The Union of Concerned Scientists supports a “proactive policy,” as Ken Kimmel puts it, to preserve existing nuclear power plants. That doesn’t diminish the need for expanded energy efficiency, solar and wind power, energy storage and grid modernization. What the report rightly recognizes is that responding to climate change gets much more difficult if it includes covering the loss of clean nuclear generation. One report concluded that for renewable energy sources, it would be the equivalent of going back 25 years.

The report acknowledges the flaws in nuclear power while emphasizing the hard choice: Better nuclear, in view of the climate change challenge, than the most likely substitutes, carbon-emitting natural gas or, worse, coal.

The best approach according to the report would be a nationwide carbon tax or low-carbon electricity standard.

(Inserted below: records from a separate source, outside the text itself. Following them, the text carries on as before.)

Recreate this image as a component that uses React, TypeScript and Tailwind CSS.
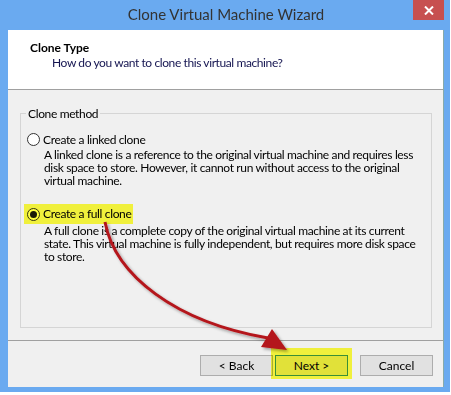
import React from "react";

const font = { fontFamily: 'Lato, "Segoe UI", Arial, sans-serif' };

function Radio({ checked }: { checked?: boolean }) {
  return (
    <span className="inline-flex items-center justify-center w-[13px] h-[13px] rounded-full border border-[#333] bg-white shrink-0">
      {checked && <span className="w-[7px] h-[7px] rounded-full bg-[#1a1a1a]" />}
    </span>
  );
}

function Btn({ children, def }: { children: React.ReactNode; def?: boolean }) {
  return (
    <div
      className={
        "w-[73px] h-[21px] flex items-center justify-center bg-[#e1e1e1] border text-[12px] text-black " +
        (def ? "border-[#3a8fd8]" : "border-[#adadad]")
      }
    >
      {children}
    </div>
  );
}

export default function App() {
  return (
    <div className="w-[451px] h-[395px] bg-white relative overflow-hidden" style={font}>
      <div className="w-[450px] h-[392px] bg-[#6aaaf0] flex flex-col pl-[8px] pr-[6px] pb-[5px]">
        {/* title bar */}
        <div className="h-[30px] flex items-center justify-center text-[15px] text-[#333] pb-[1px]">
          Clone Virtual Machine Wizard
        </div>
        {/* client */}
        <div className="flex-1 flex flex-col bg-[#f0f0f0] border-r border-[#8aa] relative">
          <div className="h-[60px] bg-white border-b border-[#a0a0a0] text-[12px]">
            <div className="pl-[22px] pt-[10px] font-bold text-black leading-[15px]">Clone Type</div>
            <div className="pl-[44px] pt-[0px] text-[#141450] leading-[15px] tracking-[-0.4px]">
              How do you want to clone this virtual machine?
            </div>
          </div>
          <fieldset className="ml-[12px] mr-[11px] mt-[16px] h-[222px] border border-[#d5d5d5] px-0 text-[12px] text-black tracking-[-0.35px]">
            <legend className="ml-[5px] px-[2px] leading-[15px]">Clone method</legend>
            <div className="pl-[6px] mt-[11px] flex items-center gap-[3px] leading-[15px]">
              <Radio />
              <span>Create a linked clone</span>
            </div>
            <div className="pl-[23px] leading-[13px] pr-[13px] mt-[1px]">
              A linked clone is a reference to the original virtual machine and requires less disk space to store. However, it cannot run without access to the original virtual machine.
            </div>
            <div className="mt-[17px] ml-[3px] w-[109px] h-[20px] pl-[3px] flex items-center gap-[3px] relative whitespace-nowrap">
              <Radio checked />
              <span>Create a full clone</span>
              <span className="absolute inset-0 bg-[#ffff40] mix-blend-multiply" />
            </div>
            <div className="pl-[23px] leading-[13px] pr-[13px] mt-[0px]">
              A full clone is a complete copy of the original virtual machine at its current state. This virtual machine is fully independent, but requires more disk space to store.
            </div>
          </fieldset>
          <div className="mt-auto border-t border-[#a0a0a0] h-[47px] flex items-start justify-end pr-[10px] pt-[14px] gap-[2px]">
            <Btn>&lt; Back</Btn>
            <div className="relative">
              <Btn def>Next &gt;</Btn>
              <span className="absolute -left-[4px] -right-[4px] -top-[7px] -bottom-[3px] bg-[#ffff40] mix-blend-multiply" />
            </div>
            <div className="ml-[10px]">
              <Btn>Cancel</Btn>
            </div>
          </div>
        </div>
      </div>
      {/* close button */}
      <div className="absolute left-[413px] top-0 w-[31px] h-[20px] bg-[#c75050] flex items-center justify-center">
        <svg width="10" height="9" viewBox="0 0 10 9">
          <path d="M1 0.5 L9 8.5 M9 0.5 L1 8.5" stroke="white" strokeWidth="2" />
        </svg>
      </div>
      {/* arrow */}
      <svg className="absolute left-0 top-0 pointer-events-none" width="451" height="395">
        <defs>
          <filter id="sh" x="-20%" y="-20%" width="140%" height="140%">
            <feDropShadow dx="2" dy="2" stdDeviation="1.5" floodColor="#000" floodOpacity="0.35" />
          </filter>
        </defs>
        <g filter="url(#sh)">
          <path d="M105 222 C 115 275, 175 322, 268 338" stroke="#b4141a" strokeWidth="3" fill="none" />
          <path d="M287 350 L261 347 L272 329 Z" fill="#b4141a" />
        </g>
      </svg>
    </div>
  );
}
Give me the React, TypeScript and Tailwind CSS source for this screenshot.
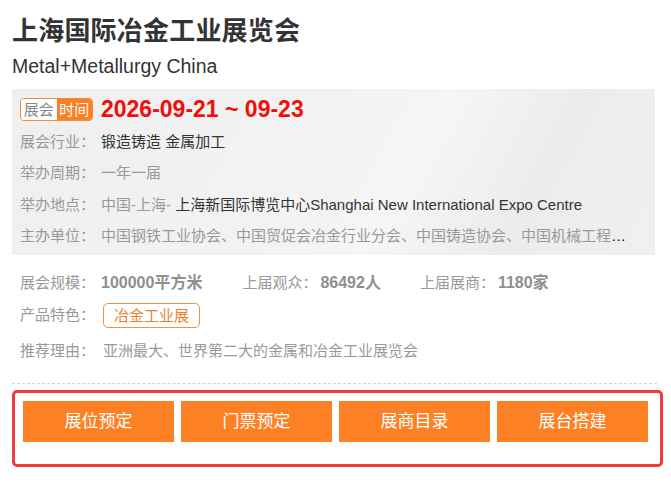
const font = "font-['Liberation_Sans','Noto_Sans_CJK_SC',sans-serif]";

const infoRows = [
  { label: "展会行业：", value: <span className="text-[#333]">锻造铸造 金属加工</span> },
  { label: "举办周期：", value: <span className="text-[#999]">一年一届</span> },
  {
    label: "举办地点：",
    value: (
      <>
        <span className="text-[#999]">中国-上海- </span>
        <span className="text-[#333]">上海新国际博览中心Shanghai New International Expo Centre</span>
      </>
    ),
  },
  {
    label: "主办单位：",
    value: (
      <span className="text-[#999]">
        中国钢铁工业协会、中国贸促会冶金行业分会、中国铸造协会、中国机械工程学会、上海市金属学会
      </span>
    ),
  },
];

const stats = [
  { label: "展会规模：", value: "100000平方米", w: "w-[81px]" },
  { label: "上届观众：", value: "86492人", w: "w-[78px]" },
  { label: "上届展商：", value: "1180家", w: "w-[78px]" },
];

const actions = ["展位预定", "门票预定", "展商目录", "展台搭建"];

export default function App() {
  return (
    <div className={`${font} w-[671px] h-[489px] bg-white px-3 overflow-hidden`}>
      <h1 className="pt-[14px] text-[26px] leading-[34px] font-bold text-[#333] tracking-[0.2px]">上海国际冶金工业展览会</h1>
      <p className="mt-[5px] text-[19.5px] leading-[26px] text-[#333]">Metal+Metallurgy China</p>

      <div className="mt-[10px] w-[643px] h-[166px] px-2 pt-[9px] bg-[linear-gradient(118deg,#efefef_0%,#f3f3f3_52%,#f6f6f6_60%,#ececec_78%,#f0f0f0_100%)]">
        <div className="flex items-center h-[23px]">
          <div className="flex h-[23px] w-[73px] overflow-hidden rounded-[4px] border border-[#f28a38] text-[15px] leading-[21px]">
            <span className="flex-1 bg-white text-center text-[#888]">展会</span>
            <span className="flex-1 bg-[#fb8024] text-center text-white">时间</span>
          </div>
          <span className="ml-2 text-[23px] leading-[23px] font-bold text-[#f20d0d]">2026-09-21 ~ 09-23</span>
        </div>
        <div className="mt-[5px]">
          {infoRows.map((row) => (
            <div key={row.label} className="flex items-center h-[31.5px] text-[15px]">
              <span className="w-[81px] shrink-0 text-[#999]">{row.label}</span>
              <span className="truncate min-w-0 pr-[10px]">{row.value}</span>
            </div>
          ))}
        </div>
      </div>

      <div className="px-2 text-[15px]">
        <div className="mt-[14px] flex items-center h-[28px]">
          {stats.map((s, i) => (
            <div key={s.label} className={`flex items-center ${i === 0 ? "mr-[40px]" : "mr-[39px]"}`}>
              <span className={`${s.w} shrink-0 text-[#999]`}>{s.label}</span>
              <span className="text-[16px] font-bold text-[#8f8f8f]">{s.value}</span>
            </div>
          ))}
        </div>
        <div className="mt-[4px] flex items-center h-[28px]">
          <span className="w-[83px] shrink-0 text-[#999]">产品特色：</span>
          <span className="h-[25px] px-[10px] rounded-[5px] border border-[#f0913f] text-[#ee7f2e] leading-[23px]">
            冶金工业展
          </span>
        </div>
        <div className="mt-[8px] flex items-center h-[28px]">
          <span className="w-[83px] shrink-0 text-[#999]">推荐理由：</span>
          <span className="text-[#999]">亚洲最大、世界第二大的金属和冶金工业展览会</span>
        </div>
      </div>

      <div className="mt-[18px] w-[645px] border-t border-dashed border-[#d4d4d4]" />

      <div className="mt-[6px] w-[651px] h-[77px] rounded-[5px] border-[3px] border-[#ee3b3b] pl-[8px] pt-[8px]">
        <div className="flex gap-[7px]">
          {actions.map((a) => (
            <button
              key={a}
              type="button"
              className="w-[151px] h-[41px] bg-[#fd8124] text-white text-[17px]"
            >
              {a}
            </button>
          ))}
        </div>
      </div>
    </div>
  );
}
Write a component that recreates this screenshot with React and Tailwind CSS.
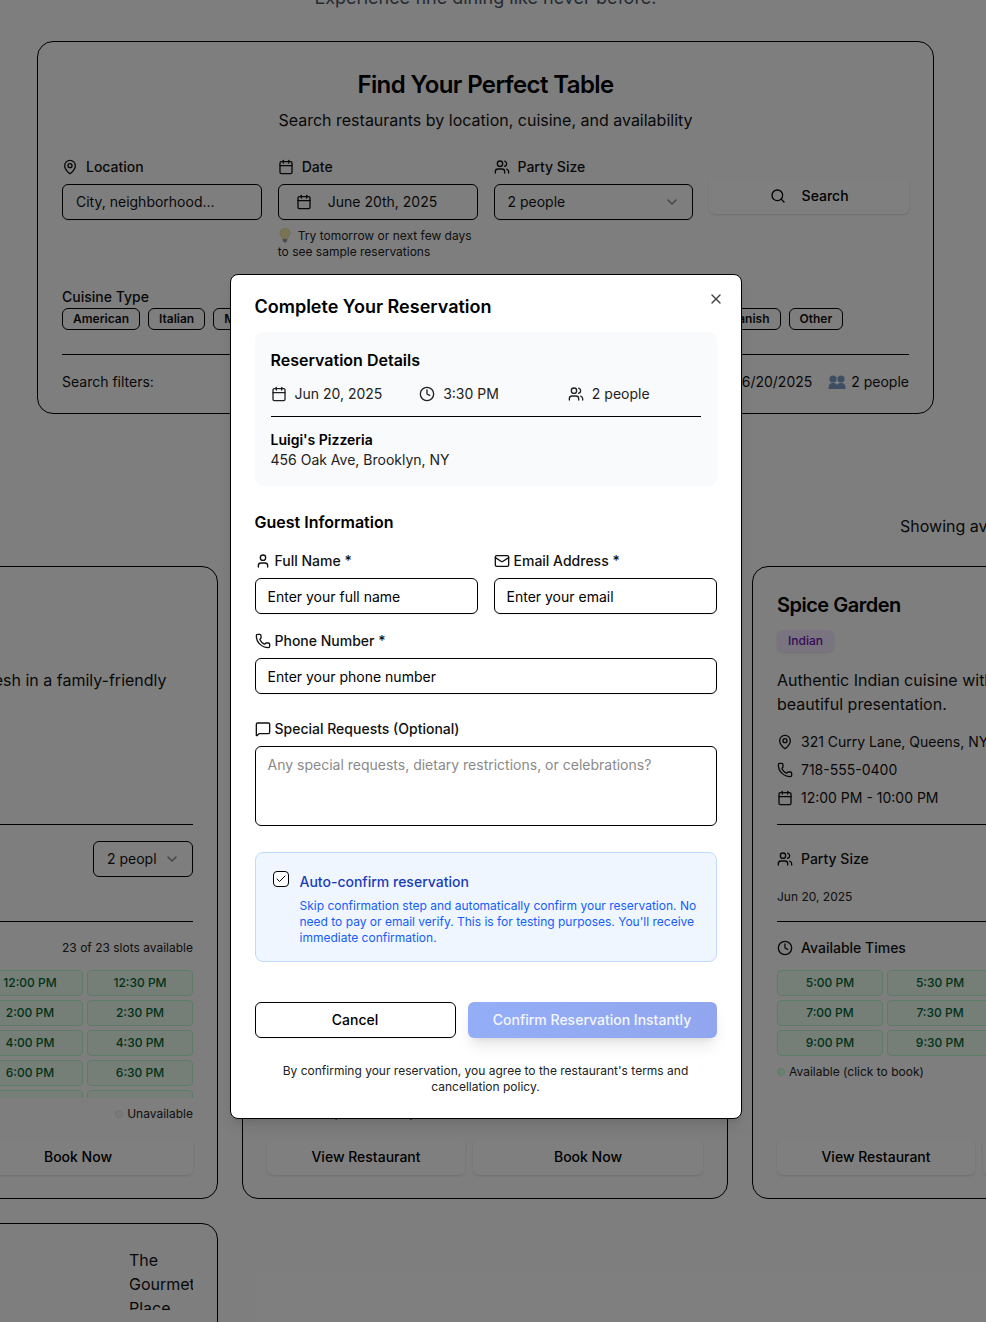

Neither is politically feasible now. Thus, the report sees the task falling to states, as Illinois, New York and New Jersey already have done. They have adopted policies to route financial assistance to nuclear power plants, leveling the playing field, or providing a lifeline to keep operating.

A similar plan has been proposed to Ohio lawmakers. Unfortunately, they have not acted. Perhaps the voice of the Union of Concerned Scientists will help to persuade. Climate change is a reality, ever mounting greenhouse gases promising greater degrees of harm. Easing those consequences won’t happen without dramatic progress. For now, it matters that nuclear plants keep delivering power.